On December 1, 1964, Roy Hofheinz announced that the Harris County Domed Stadium would be called the “Astrodome” and the Colt .45’s would become the “Astros” in 1965. Hofheinz stated, “We felt the space idea was more logical because the ball club is in Houston- Space City U.S.A., and our spring training headquarters is in Cocoa Beach, Fla. at Cape Kennedy- Launching Pad, U.S.A. The name and insignia will help dispel the image Texas as a land of cowboys and Indians, and it behooves every citizen in this area to call attention to the 20th century aspects of Texas and Houston.” A little over a week later the Astros unveiled their new logo that displayed baseballs in orbit around a depiction of the Astrodome. The colors used by Houston since 1962, navy and orange, were carried into the new identity of the Astros. It was the first time a team depicted its stadium in their primary logo.
The Astros name was not without its doubters. In January, 1965 an organization called CETA (Call ‘Em Tros association) was formed and distributed bumper stickers that had the “AS” part of the Astros name marked out. Handouts were passed out featuring the phrase, “Refuse to recognize the name.” Another small group named the Astro-Suppression Society, intended on passing out stickers saying, “Let’s Call Them the Houston Astronauts.” The name controversy was short-lived.

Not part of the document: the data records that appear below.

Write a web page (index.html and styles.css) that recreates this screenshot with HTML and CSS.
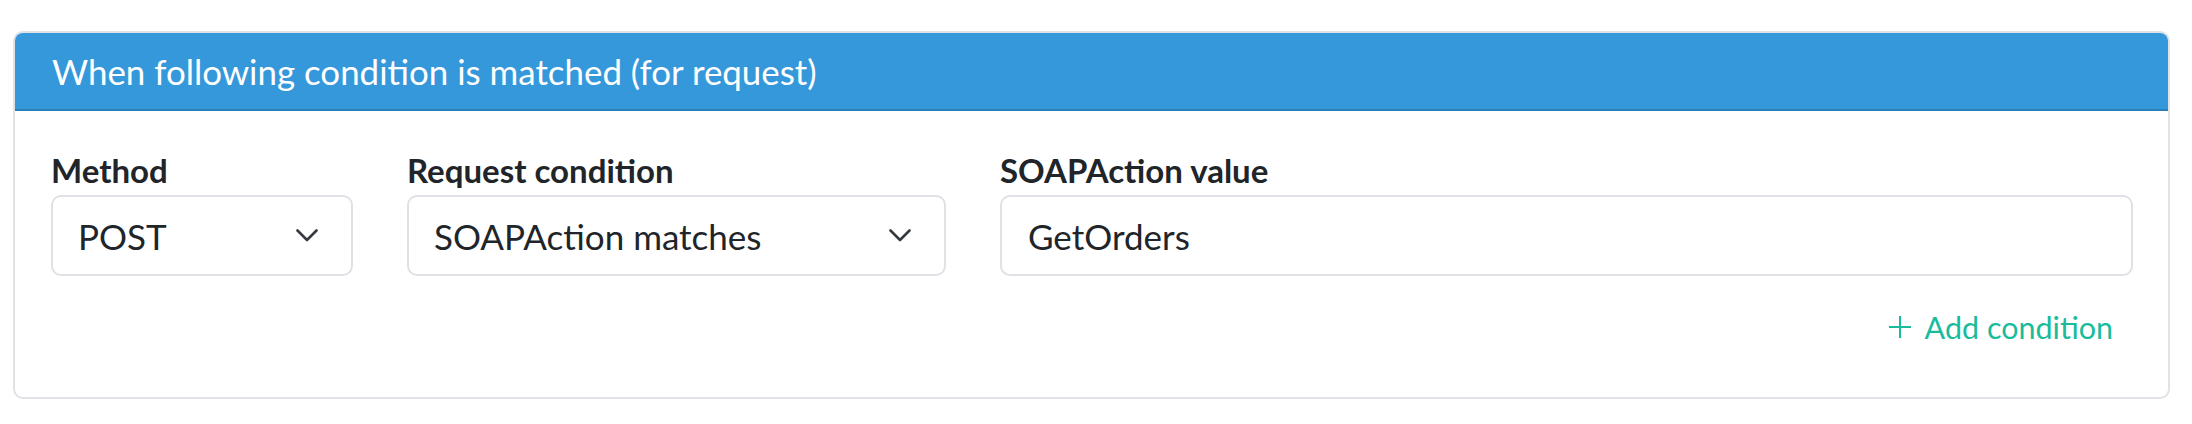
FILE: index.html
```html
<!DOCTYPE html>
<html lang="en">
<head>
<meta charset="utf-8">
<title>Condition</title>
<link rel="stylesheet" href="styles.css">
</head>
<body>
<div class="card">
  <div class="card-header">When following condition is matched (for request)</div>
  <div class="card-body">
    <div class="fields">
      <div class="field">
        <div class="label">Method</div>
        <div class="control select">
          <span>POST</span>
          <svg class="chev" width="22" height="13" viewBox="0 0 22 13"><polyline points="1.5,1.5 11,11 20.5,1.5" fill="none" stroke="#343a40" stroke-width="2.6" stroke-linecap="round" stroke-linejoin="round"/></svg>
        </div>
      </div>
      <div class="field">
        <div class="label">Request condition</div>
        <div class="control select">
          <span>SOAPAction matches</span>
          <svg class="chev" width="22" height="13" viewBox="0 0 22 13"><polyline points="1.5,1.5 11,11 20.5,1.5" fill="none" stroke="#343a40" stroke-width="2.6" stroke-linecap="round" stroke-linejoin="round"/></svg>
        </div>
      </div>
      <div class="field">
        <div class="label">SOAPAction value</div>
        <div class="control input"><span>GetOrders</span></div>
      </div>
    </div>
    <div class="actions">
      <a class="add" href="#">
        <svg class="plus" width="24" height="24" viewBox="0 0 24 24"><path d="M12 1v22M1 12h22" stroke="#18bc9c" stroke-width="2" fill="none"/></svg>
        <span>Add condition</span>
      </a>
    </div>
  </div>
</div>
</body>
</html>
```
FILE: styles.css
```css
html, body {
  margin: 0;
  padding: 0;
  background: #ffffff;
}
body {
  font-family: Lato, "Noto Sans", sans-serif;
  color: #212529;
  padding: 31px 22px 0 13px;
}
.card {
  border: 2px solid #dfe3e8;
  border-radius: 10px;
  overflow: hidden;
  background: #fff;
}
.card-header {
  background: #3498db;
  color: #fff;
  font-size: 34.9px;
  line-height: 38px;
  padding: 20px 37px 18px 37px;
  border-bottom: 2px solid #2c80b9;
}
.card-body {
  padding: 40px 35px 52px 36px;
}
.fields {
  display: grid;
  grid-template-columns: 302px 539px 1fr;
  column-gap: 54px;
}
.label {
  font-weight: 700;
  font-size: 33px;
  line-height: 38px;
  margin-bottom: 6px;
}
.control {
  box-sizing: border-box;
  height: 81px;
  border: 2px solid #dee2e6;
  border-radius: 10px;
  display: flex;
  align-items: center;
  padding: 0 33px 0 25px;
  font-size: 35px;
  color: #212529;
}
.input {
  padding-left: 26px;
}
.select {
  justify-content: space-between;
}
.chev {
  display: block;
}
.actions {
  display: flex;
  justify-content: flex-end;
  margin-top: 33px;
  padding-right: 20px;
}
.add {
  display: flex;
  align-items: center;
  gap: 13px;
  color: #18bc9c;
  text-decoration: none;
  font-size: 30.5px;
  line-height: 36px;
}
.plus {
  display: block;
}
```
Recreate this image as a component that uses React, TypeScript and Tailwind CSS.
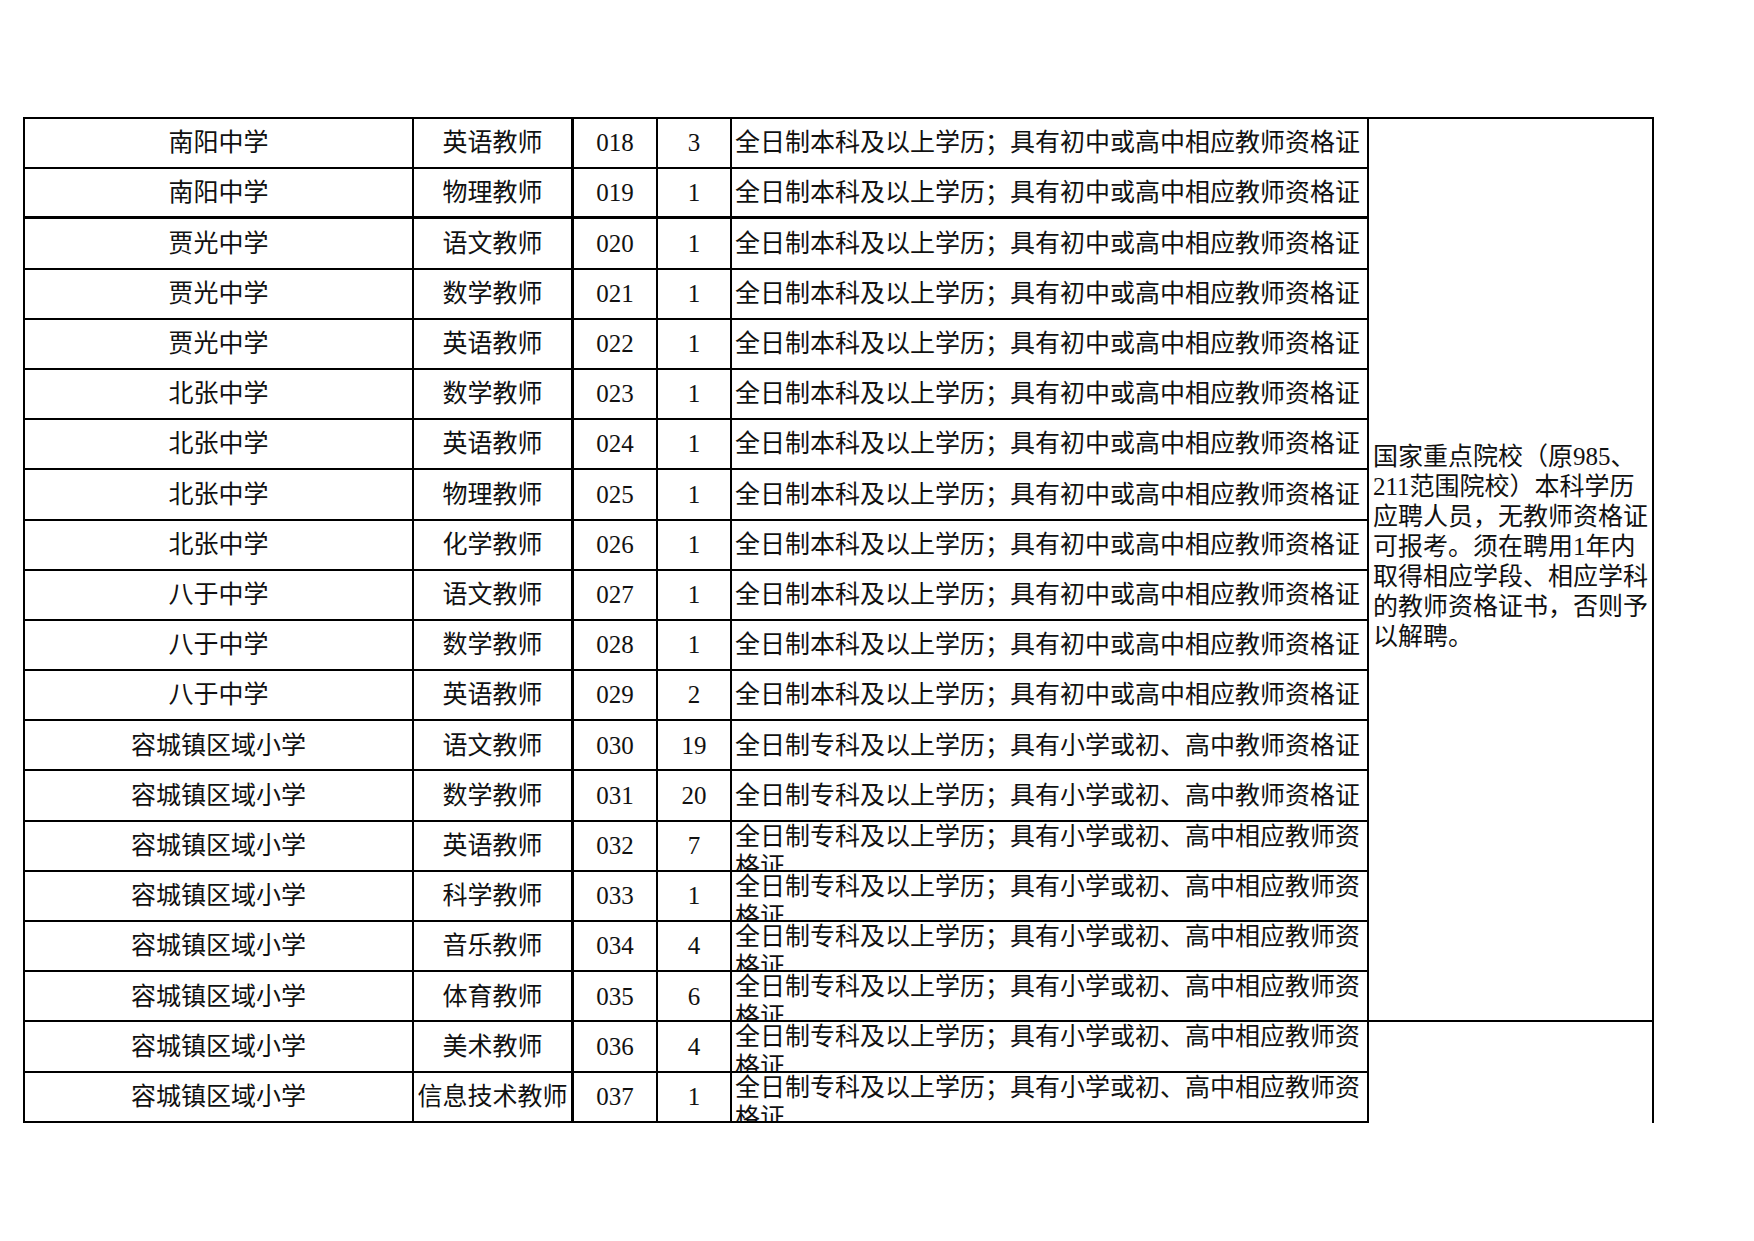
type Row = { school: string; post: string; code: string; count: string; req: string };

const MIDDLE = '全日制本科及以上学历；具有初中或高中相应教师资格证';
const PRIMARY = '全日制专科及以上学历；具有小学或初、高中教师资格证';
const PRIMARY_LONG = '全日制专科及以上学历；具有小学或初、高中相应教师资格证';

const rows: Row[] = [
  { school: '南阳中学', post: '英语教师', code: '018', count: '3', req: MIDDLE },
  { school: '南阳中学', post: '物理教师', code: '019', count: '1', req: MIDDLE },
  { school: '贾光中学', post: '语文教师', code: '020', count: '1', req: MIDDLE },
  { school: '贾光中学', post: '数学教师', code: '021', count: '1', req: MIDDLE },
  { school: '贾光中学', post: '英语教师', code: '022', count: '1', req: MIDDLE },
  { school: '北张中学', post: '数学教师', code: '023', count: '1', req: MIDDLE },
  { school: '北张中学', post: '英语教师', code: '024', count: '1', req: MIDDLE },
  { school: '北张中学', post: '物理教师', code: '025', count: '1', req: MIDDLE },
  { school: '北张中学', post: '化学教师', code: '026', count: '1', req: MIDDLE },
  { school: '八于中学', post: '语文教师', code: '027', count: '1', req: MIDDLE },
  { school: '八于中学', post: '数学教师', code: '028', count: '1', req: MIDDLE },
  { school: '八于中学', post: '英语教师', code: '029', count: '2', req: MIDDLE },
  { school: '容城镇区域小学', post: '语文教师', code: '030', count: '19', req: PRIMARY },
  { school: '容城镇区域小学', post: '数学教师', code: '031', count: '20', req: PRIMARY },
  { school: '容城镇区域小学', post: '英语教师', code: '032', count: '7', req: PRIMARY_LONG },
  { school: '容城镇区域小学', post: '科学教师', code: '033', count: '1', req: PRIMARY_LONG },
  { school: '容城镇区域小学', post: '音乐教师', code: '034', count: '4', req: PRIMARY_LONG },
  { school: '容城镇区域小学', post: '体育教师', code: '035', count: '6', req: PRIMARY_LONG },
  { school: '容城镇区域小学', post: '美术教师', code: '036', count: '4', req: PRIMARY_LONG },
  { school: '容城镇区域小学', post: '信息技术教师', code: '037', count: '1', req: PRIMARY_LONG },
];

const NOTE = [
  '国家重点院校（原985、',
  '211范围院校）本科学历',
  '应聘人员，无教师资格证',
  '可报考。须在聘用1年内',
  '取得相应学段、相应学科',
  '的教师资格证书，否则予',
  '以解聘。',
];

export default function App() {
  return (
    <div className="w-[1754px] h-[1241px] bg-white pt-[117px] pl-[23px] text-[25px] text-[#111] font-['Liberation_Serif','Noto_Sans_CJK_SC',serif]">
      <div className="grid w-max grid-cols-[389px_160px_84px_74px_637px_285px] grid-rows-[repeat(20,50.2px)] border-l-2 border-t-2 border-black">
        {rows.map((r, i) => {
          // the row under 019 is drawn a little heavier in the sheet
          const bottom = i === 1 ? 'border-b-[3px]' : 'border-b-2';
          const wraps = r.req.length > 25;
          return [
            <div key={`s${i}`} className={`flex items-center justify-center whitespace-nowrap border-r-2 border-black ${bottom}`}>
              {r.school}
            </div>,
            <div key={`p${i}`} className={`flex items-center justify-center whitespace-nowrap border-r-[3px] border-black ${bottom}`}>
              {r.post}
            </div>,
            <div key={`c${i}`} className={`flex items-center justify-center border-r-2 border-black ${bottom}`}>
              {r.code}
            </div>,
            <div key={`n${i}`} className={`flex items-center justify-center border-r-2 border-black ${bottom}`}>
              {r.count}
            </div>,
            <div
              key={`q${i}`}
              className={`overflow-hidden pl-[3px] border-r-2 border-black ${bottom} ${
                wraps ? 'leading-[30px]' : 'flex items-center whitespace-nowrap'
              }`}
            >
              {r.req}
            </div>,
            i === 0 ? (
              <div key="note" className="row-span-18 flex flex-col justify-center pl-[4px] pb-[46px] leading-[30px] border-r-2 border-b-2 border-black">
                {NOTE.map((l) => (
                  <div key={l} className="whitespace-nowrap">{l}</div>
                ))}
              </div>
            ) : i === 18 ? (
              <div key="note2" className="row-span-2 border-r-2 border-black" />
            ) : null,
          ];
        })}
      </div>
    </div>
  );
}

Since 1965 the name “Astros” has become a staple for generations of baseball fans in Houston. Many of us can recall going to games in the Astrodome as kids, listening to Gene Elston’s call of the action on Astros radio or wearing our favorite rainbow jersey to the game. Some of us fall under the “all of the above category”. The 2012 season celebrated the 50th Anniversary of Major League Baseball in Houston with the Astros wearing several uniforms of the past; including the original Colt .45’s uniform. Dozens of former players who made so many baseball memories in Houston were honored on the field at Minute Maid Park. In the fall of 2012 the Astros returned to their roots of navy and orange, which were worn from 1962-1993.
When the Colt .45’s appeared in the sixties everyone thought of the gun of the wild-west. When the Astrodome opened in 1965 everyone changed their direction to the association of NASA and the Astronauts based in Houston. Today we look back on the Astros name and think, “Wynn”, “Dierker”, “Aspromonte”, “Cedeno”, “Richard”, “Ryan”, “Biggio” or “Bagwell”. The list can go on and on. That is what a Houston Astro is. The Astros are the people who carry on and mold a tradition of baseball in Houston. They are a public trust and a staple of the community. Cheers to the next fifty years of Major League Baseball in the great city of Houston.